L’audit de certification initial, réalisé par un organisme agréé, permet de valider la conformité du système mis en place. La certification est ensuite renouvelée tous les un à trois ans, selon la maturité du système, avec des audits de suivi réguliers.
Plus qu’une fin en soi, cette certification constitue un cadre d’auto-évaluation régulier, qui pousse les entreprises à s’interroger sur leurs pratiques, à formaliser leurs apprentissages et à systématiser leur progression.
MASE et autres référentiels : quelle complémentarité ?
La certification MASE peut être articulée avec d’autres démarches qualité ou SSE (ISO 45001, ISO 14001, ISO 9001, etc.). Bien que leurs logiques puissent différer, ces référentiels partagent une base commune autour du principe PDCA (Plan – Do – Check – Act).
De nombreuses entreprises choisissent de bâtir un système intégré, en combinant les exigences de plusieurs référentiels. Le MASE, avec son approche très opérationnelle, constitue alors un socle utile pour faire vivre concrètement la culture SSE sur le terrain, tandis que les référentiels ISO apportent un cadre plus normatif et internationalisé.

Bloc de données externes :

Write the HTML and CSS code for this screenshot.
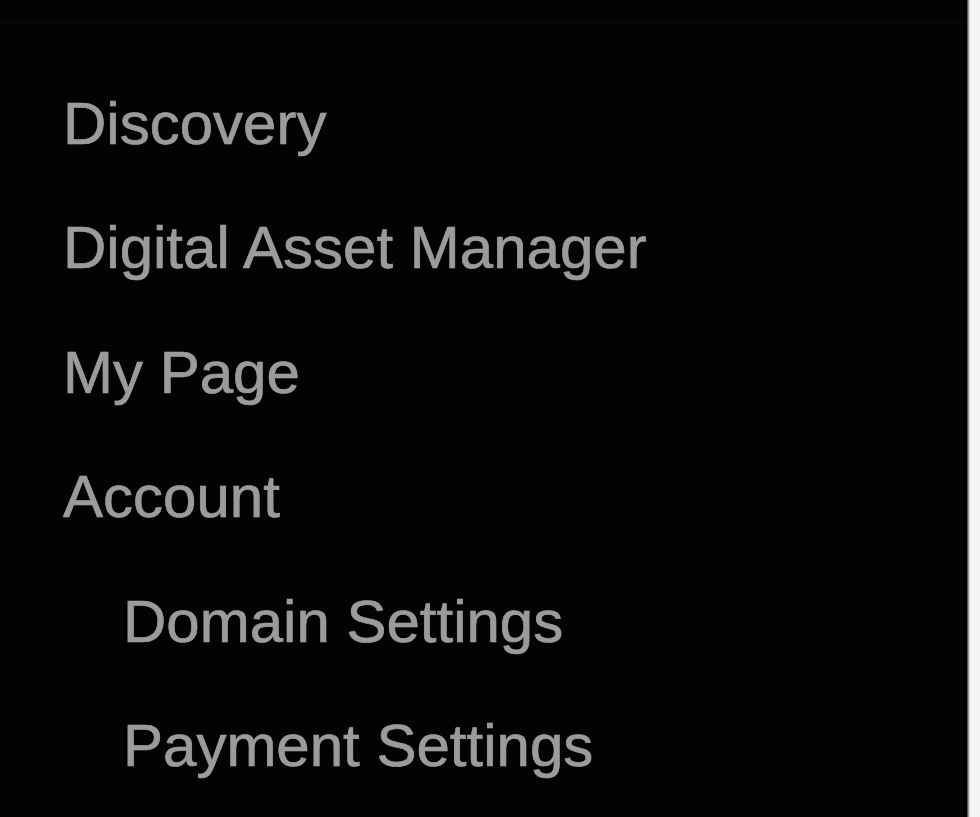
FILE: index.html
```html
<!DOCTYPE html>
<html lang="en">
<head>
<meta charset="utf-8">
<title>Menu</title>
<link rel="stylesheet" href="styles.css">
</head>
<body>
<div class="layout">
  <nav class="panel">
    <div class="topline"></div>
    <ul class="menu">
      <li class="item">Discovery</li>
      <li class="item">Digital Asset Manager</li>
      <li class="item">My Page</li>
      <li class="item">Account</li>
      <li class="item sub">Domain Settings</li>
      <li class="item sub">Payment Settings</li>
    </ul>
  </nav>
  <div class="edge"></div>
</div>
</body>
</html>
```

FILE: styles.css
```css
html, body {
  margin: 0;
  padding: 0;
  height: 100%;
  background: #f5f5f5;
}
.layout {
  display: flex;
  height: 817px;
  overflow: hidden;
}
.panel {
  width: 967px;
  background: #030303;
  border-right: 1px solid #555;
  box-shadow: 1px 0 0 #999, 2px 0 0 #ddd;
}
.topline {
  height: 22px;
  border-bottom: 1px solid #0b0b0b;
}
.menu {
  list-style: none;
  margin: 0;
  padding: 39px 0 0 63px;
}
.item {
  font-family: "Liberation Sans", Arial, sans-serif;
  font-size: 60px;
  line-height: 124.4px;
  color: #9b9b9b;
  white-space: nowrap;
  -webkit-text-stroke: 0.6px #9b9b9b;
  text-shadow: 0 0 1px rgba(155, 155, 155, 0.6);
}
.sub {
  padding-left: 60px;
}
.edge {
  flex: 1;
}
```
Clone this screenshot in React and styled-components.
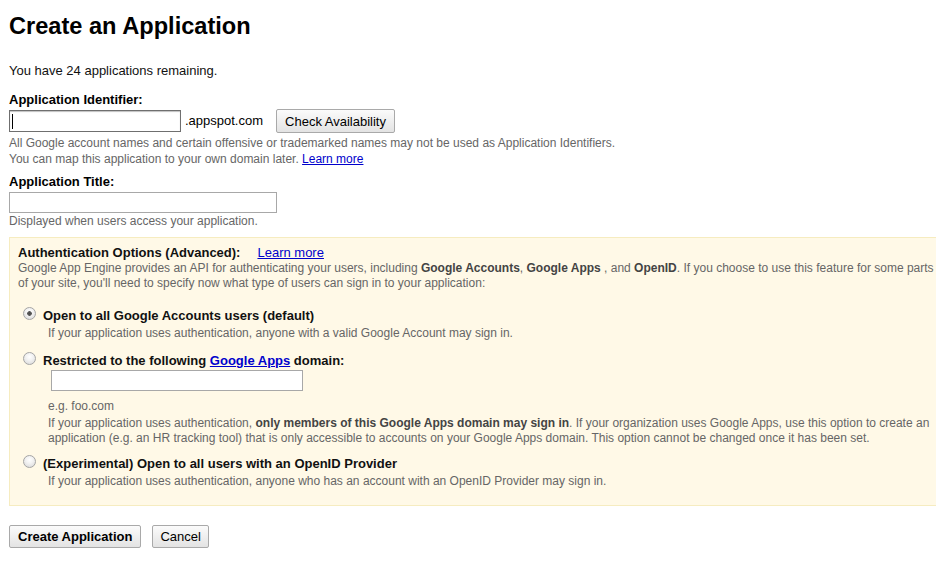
import styled, { createGlobalStyle } from "styled-components";

const Global = createGlobalStyle`
    html, body {
        margin: 0;
        padding: 0;
        background: #fff;
        overflow-x: hidden;
    }
    body {
        font-family: "Liberation Sans", Arial, sans-serif;
        font-size: 13px;
        color: #000;
    }
`;

const Page = styled.div`
    padding: 0 9px 40px;
`;

const Title = styled.h1`
    margin: 12px 0 0;
    font-size: 23.6px;
    line-height: 28px;
    font-weight: bold;
`;

const Remaining = styled.p`
    margin: 23px 0 0;
    line-height: 16px;
    color: #111;
`;

const Label = styled.div`
    margin-top: ${p => p.$top}px;
    font-weight: bold;
    line-height: 16px;
`;

const FieldRow = styled.div`
    display: flex;
    align-items: center;
    margin-top: 1px;
    height: 24px;
`;

const CaretWrap = styled.span`
    position: relative;
    display: inline-block;
`;

const Caret = styled.span`
    position: absolute;
    left: 3px;
    top: 4px;
    width: 1px;
    height: 15px;
    background: #000;
`;

const TextInput = styled.input`
    display: block;
    box-sizing: border-box;
    width: ${p => p.$w}px;
    height: ${p => p.$h || 21}px;
    margin: ${p => p.$margin || 0};
    padding: 1px 3px;
    border: 1px solid ${p => (p.$focus ? "#6f6f6f" : "#a8a8a8")};
    box-shadow: ${p => (p.$focus ? "inset 0 1px 1px rgba(0,0,0,.25)" : "none")};
    font: 13px "Liberation Sans", Arial, sans-serif;
    background: #fff;
    outline: none;
`;

const Suffix = styled.span`
    margin-left: 4px;
    line-height: 16px;
`;

const Button = styled.button`
    box-sizing: border-box;
    height: ${p => p.$h || 23}px;
    margin-left: ${p => p.$left || 0}px;
    padding: 0 ${p => p.$pad || 8}px;
    border: 1px solid #a9a9a9;
    border-radius: 2px;
    background: linear-gradient(#fbfbfb, #e3e3e3);
    font: ${p => (p.$bold ? "bold" : "normal")} 13px "Liberation Sans", Arial, sans-serif;
    color: #000;
    cursor: pointer;
`;

const Hint = styled.div`
    margin-top: ${p => p.$top || 0}px;
    font-size: 12px;
    line-height: 16px;
    color: #666;
`;

const Link = styled.a`
    color: #0000cc;
    text-decoration: underline;
    cursor: pointer;
`;

const AuthBox = styled.div`
    box-sizing: border-box;
    width: 942px;
    margin-top: 8px;
    padding: 7px 8px 16px;
    background: #fff9e7;
    border: 1px solid #f6ecc0;
`;

const AuthHeading = styled.div`
    font-weight: bold;
    line-height: 16px;
    color: #111;
`;

const HeadingLink = styled(Link)`
    font-weight: normal;
    margin-left: 17px;
`;

const AuthText = styled.p`
    margin: 0;
    font-size: 12px;
    line-height: 15px;
    color: #666;

    b {
        color: #444;
    }
`;

const Option = styled.div`
    margin-top: ${p => p.$top}px;
`;

const OptionLabel = styled.label`
    display: block;
    height: 16px;
    font-weight: bold;
    line-height: 16px;
    color: #111;
`;

const Radio = styled.input.attrs({ type: "radio", name: "auth" })`
    appearance: none;
    box-sizing: border-box;
    width: 13px;
    height: 13px;
    margin: 0 7px 0 5px;
    border: 1px solid #a5a5a5;
    border-radius: 50%;
    background: radial-gradient(circle at 50% 35%, #ffffff 0, #f2f2f2 40%, #d6d6d6 100%);
    vertical-align: baseline;

    &:checked {
        background:
            radial-gradient(circle, #4a4a4a 0, #5a5a5a 2px, transparent 2.6px),
            radial-gradient(circle at 50% 35%, #ffffff 0, #f2f2f2 40%, #d6d6d6 100%);
    }
`;

const OptionBody = styled.div`
    margin: ${p => p.$top || 3}px 0 0 30px;
    font-size: 12px;
    line-height: ${p => p.$lh || 15}px;
    color: #666;

    b {
        color: #444;
    }
`;

const Actions = styled.div`
    display: flex;
    align-items: center;
    margin-top: 19px;
`;

export default function App() {
    return (
        <Page>
            <Global />
            <Title>Create an Application</Title>
            <Remaining>You have 24 applications remaining.</Remaining>

            <Label $top={13}>Application Identifier:</Label>
            <FieldRow>
                <CaretWrap>
                    <TextInput $w={172} $h={22} $focus />
                    <Caret />
                </CaretWrap>
                <Suffix>.appspot.com</Suffix>
                <Button $h={24} $left={13} $pad={8}>Check Availability</Button>
            </FieldRow>
            <Hint $top={2}>
                All Google account names and certain offensive or trademarked names may not be used as Application Identifiers.
                <br />
                You can map this application to your own domain later. <Link>Learn more</Link>
            </Hint>

            <Label $top={7}>Application Title:</Label>
            <TextInput $w={268} $margin="2px 0 0" />
            <Hint>Displayed when users access your application.</Hint>

            <AuthBox>
                <AuthHeading>
                    Authentication Options (Advanced):
                    <HeadingLink>Learn more</HeadingLink>
                </AuthHeading>
                <AuthText>
                    Google App Engine provides an API for authenticating your users, including <b>Google Accounts</b>, <b>Google Apps</b> , and <b>OpenID</b>. If you choose to use this feature for some parts of your site, you'll need to specify now what type of users can sign in to your application:
                </AuthText>

                <Option $top={16}>
                    <OptionLabel>
                        <Radio defaultChecked />
                        Open to all Google Accounts users (default)
                    </OptionLabel>
                    <OptionBody>
                        If your application uses authentication, anyone with a valid Google Account may sign in.
                    </OptionBody>
                </Option>

                <Option $top={11}>
                    <OptionLabel>
                        <Radio />
                        Restricted to the following <Link>Google Apps</Link> domain:
                    </OptionLabel>
                    <TextInput $w={252} $margin="2px 0 0 33px" />
                    <OptionBody $top={7} $lh={16}>e.g. foo.com</OptionBody>
                    <OptionBody $top={2}>
                        If your application uses authentication, <b>only members of this Google Apps domain may sign in</b>. If your organization uses Google Apps, use this option to create an application (e.g. an HR tracking tool) that is only accessible to accounts on your Google Apps domain. This option cannot be changed once it has been set.
                    </OptionBody>
                </Option>

                <Option $top={9}>
                    <OptionLabel>
                        <Radio />
                        (Experimental) Open to all users with an OpenID Provider
                    </OptionLabel>
                    <OptionBody>
                        If your application uses authentication, anyone who has an account with an OpenID Provider may sign in.
                    </OptionBody>
                </Option>
            </AuthBox>

            <Actions>
                <Button $bold $pad={8}>Create Application</Button>
                <Button $left={11} $pad={7}>Cancel</Button>
            </Actions>
        </Page>
    );
}
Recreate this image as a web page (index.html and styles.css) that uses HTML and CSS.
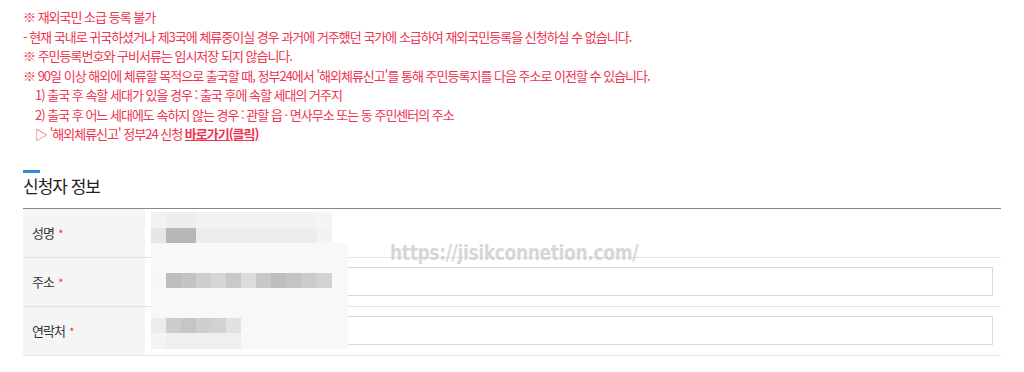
FILE: index.html
```html
<!DOCTYPE html>
<html lang="ko">
<head>
<meta charset="utf-8">
<title>신청자 정보</title>
<link rel="stylesheet" href="styles.css">
</head>
<body>
<div class="page">
  <div class="notes">
    <p>※ 재외국민 소급 등록 불가</p>
    <p>- 현재 국내로 귀국하셨거나 제3국에 체류중이실 경우 과거에 거주했던 국가에 소급하여 재외국민등록을 신청하실 수 없습니다.</p>
    <p>※ 주민등록번호와 구비서류는 임시저장 되지 않습니다.</p>
    <p>※ 90일 이상 해외에 체류할 목적으로 출국할 때, 정부24에서 '해외체류신고'를 통해 주민등록지를 다음 주소로 이전할 수 있습니다.</p>
    <p class="indent">1) 출국 후 속할 세대가 있을 경우 : 출국 후에 속할 세대의 거주지</p>
    <p class="indent">2) 출국 후 어느 세대에도 속하지 않는 경우 : 관할 읍 · 면사무소 또는 동 주민센터의 주소</p>
    <p class="indent">▷ '해외체류신고' 정부24 신청 <a class="link" href="#">바로가기(클릭)</a></p>
  </div>

  <div class="section">
    <div class="bar"></div>
    <h2 class="title">신청자 정보</h2>
  </div>

  <div class="form">
    <div class="row">
      <div class="label">성명<span class="req">*</span></div>
      <div class="field"></div>
    </div>
    <div class="row">
      <div class="label">주소<span class="req">*</span></div>
      <div class="field"><div class="input"></div></div>
    </div>
    <div class="row">
      <div class="label">연락처<span class="req">*</span></div>
      <div class="field"><div class="input"></div></div>
    </div>

    <div class="mosaic">
      <div class="m-line m-top1">
        <span class="c1" style="width:15px"></span><span class="c2" style="width:30px"></span><span class="c1" style="width:121px"></span><span class="c0" style="width:15px"></span>
      </div>
      <div class="m-line m-top2">
        <span style="width:15px;background:#e6e6e6"></span><span style="width:30px;background:#b7b7b7"></span><span style="width:121px;background:#ececec"></span><span style="width:15px;background:#f2f2f2"></span>
      </div>
      <div class="m-line m-fill" style="height:30px"></div>
      <div class="m-line m-fill">
        <span style="width:15px;background:#f7f7f7"></span>
        <span style="width:15px;background:#bdbdbd"></span><span style="width:15px;background:#c3c3c3"></span><span style="width:15px;background:#cfcfcf"></span><span style="width:15px;background:#d6d6d6"></span><span style="width:15px;background:#c9c9c9"></span><span style="width:15px;background:#dcdcdc"></span><span style="width:15px;background:#c8c8c8"></span><span style="width:15px;background:#bebebe"></span><span style="width:15px;background:#c4c4c4"></span><span style="width:15px;background:#cbcbcb"></span><span style="width:16px;background:#d2d2d2"></span>
      </div>
      <div class="m-line m-fill" style="height:30px"></div>
      <div class="m-line m-fill">
        <span style="width:15px;background:#ececec"></span>
        <span style="width:15px;background:#cccccc"></span><span style="width:15px;background:#c6c6c6"></span><span style="width:15px;background:#cfcfcf"></span><span style="width:15px;background:#d2d2d2"></span><span style="width:15px;background:#e2e2e2"></span>
      </div>
      <div class="m-line m-fill">
        <span style="width:15px;background:#f4f4f4"></span><span style="width:75px;background:#efefef"></span>
      </div>
    </div>
  </div>

  <div class="watermark">https://jisikconnetion.com/</div>
</div>
</body>
</html>
```
FILE: styles.css
```css
* { box-sizing: border-box; }
html, body { margin: 0; padding: 0; background: #fff; }
body {
  font-family: "Noto Sans CJK KR", "Noto Sans", sans-serif;
  color: #333;
}
.page {
  position: relative;
  padding: 7px 23px 0 23px;
}
.notes {
  color: #f0334f;
  font-size: 13px;
  line-height: 19.5px;
  letter-spacing: -1px;
}
.notes p { margin: 0; white-space: nowrap; }
.notes .indent { padding-left: 12px; }
.link {
  color: #f0334f;
  font-weight: bold;
  text-decoration: underline;
}
.section { margin-top: 26px; }
.bar {
  width: 17px;
  height: 3px;
  background: #2d8be0;
}
.title {
  margin: 2px 0 0 0;
  font-size: 17px;
  line-height: 22px;
  font-weight: 400;
  color: #222;
  letter-spacing: -1px;
}
.form {
  position: relative;
  margin-top: 11px;
  border-top: 1px solid #8a8a8a;
}
.row {
  display: grid;
  grid-template-columns: 122px 1fr;
  height: 49px;
  border-bottom: 1px solid #e3e3e3;
}
.label {
  background: #f5f5f5;
  padding-left: 9px;
  display: flex;
  align-items: center;
  font-size: 13px;
  letter-spacing: -0.9px;
  color: #333;
}
.req {
  color: #f0334f;
  font-size: 11px;
  margin-left: 4px;
  margin-top: 1px;
}
.field {
  display: flex;
  align-items: center;
  padding: 0 8px 0 10px;
}
.input {
  width: 100%;
  height: 29px;
  border: 1px solid #d9d9d9;
  background: #fff;
}
.mosaic {
  position: absolute;
  left: 128px;
  top: 3px;
  width: 197px;
  height: 137px;
  display: flex;
  flex-direction: column;
}
.m-line { display: flex; height: 15px; }
.m-line span { display: block; height: 100%; }
.m-top1, .m-top2 { width: 181px; }
.m-top1 .c0 { background: #f5f5f5; }
.m-top1 .c1 { background: #f2f2f2; }
.m-top1 .c2 { background: #eeeeee; }
.m-top1 { height: 16px; }
.m-fill { background: #f8f8f8; width: 197px; }
.m-line.m-fill:last-child { height: 16px; }
.watermark {
  position: absolute;
  left: 390px;
  top: 240px;
  font-family: "DejaVu Sans", sans-serif;
  font-weight: bold;
  font-size: 22px;
  line-height: 25px;
  color: rgba(200, 200, 200, 0.72);
  letter-spacing: -0.5px;
  transform: scaleX(0.78);
  transform-origin: left top;
  white-space: nowrap;
}
```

Un vecteur de transformation culturelle
Au-delà des outils et procédures, le principal enjeu du MASE est de faire évoluer les comportements. Une démarche SSE ne peut produire d’effets durables que si elle est portée par tous, à tous les niveaux hiérarchiques. Cela suppose de renforcer l’engagement des managers, de reconnaître les bonnes pratiques, de favoriser les retours d’expérience, et de donner aux salariés les moyens de signaler les risques sans crainte.
Le MASE agit ainsi comme un révélateur de la maturité organisationnelle : il met en lumière les forces et les fragilités d’une entreprise, et offre des leviers concrets pour installer une culture de vigilance partagée.
Conclusion
Le référentiel MASE dépasse largement le cadre d’une simple certification. Il constitue un véritable levier stratégique pour structurer les démarches de prévention, améliorer la performance globale et renforcer la résilience organisationnelle. Dans un monde où les attentes sociales, environnementales et réglementaires sont en constante évolution, les entreprises qui s’engagent sincèrement dans cette voie disposent d’un avantage compétitif durable.
Auteur : Candice MORELLON, AEGIDE INTERNATIONAL.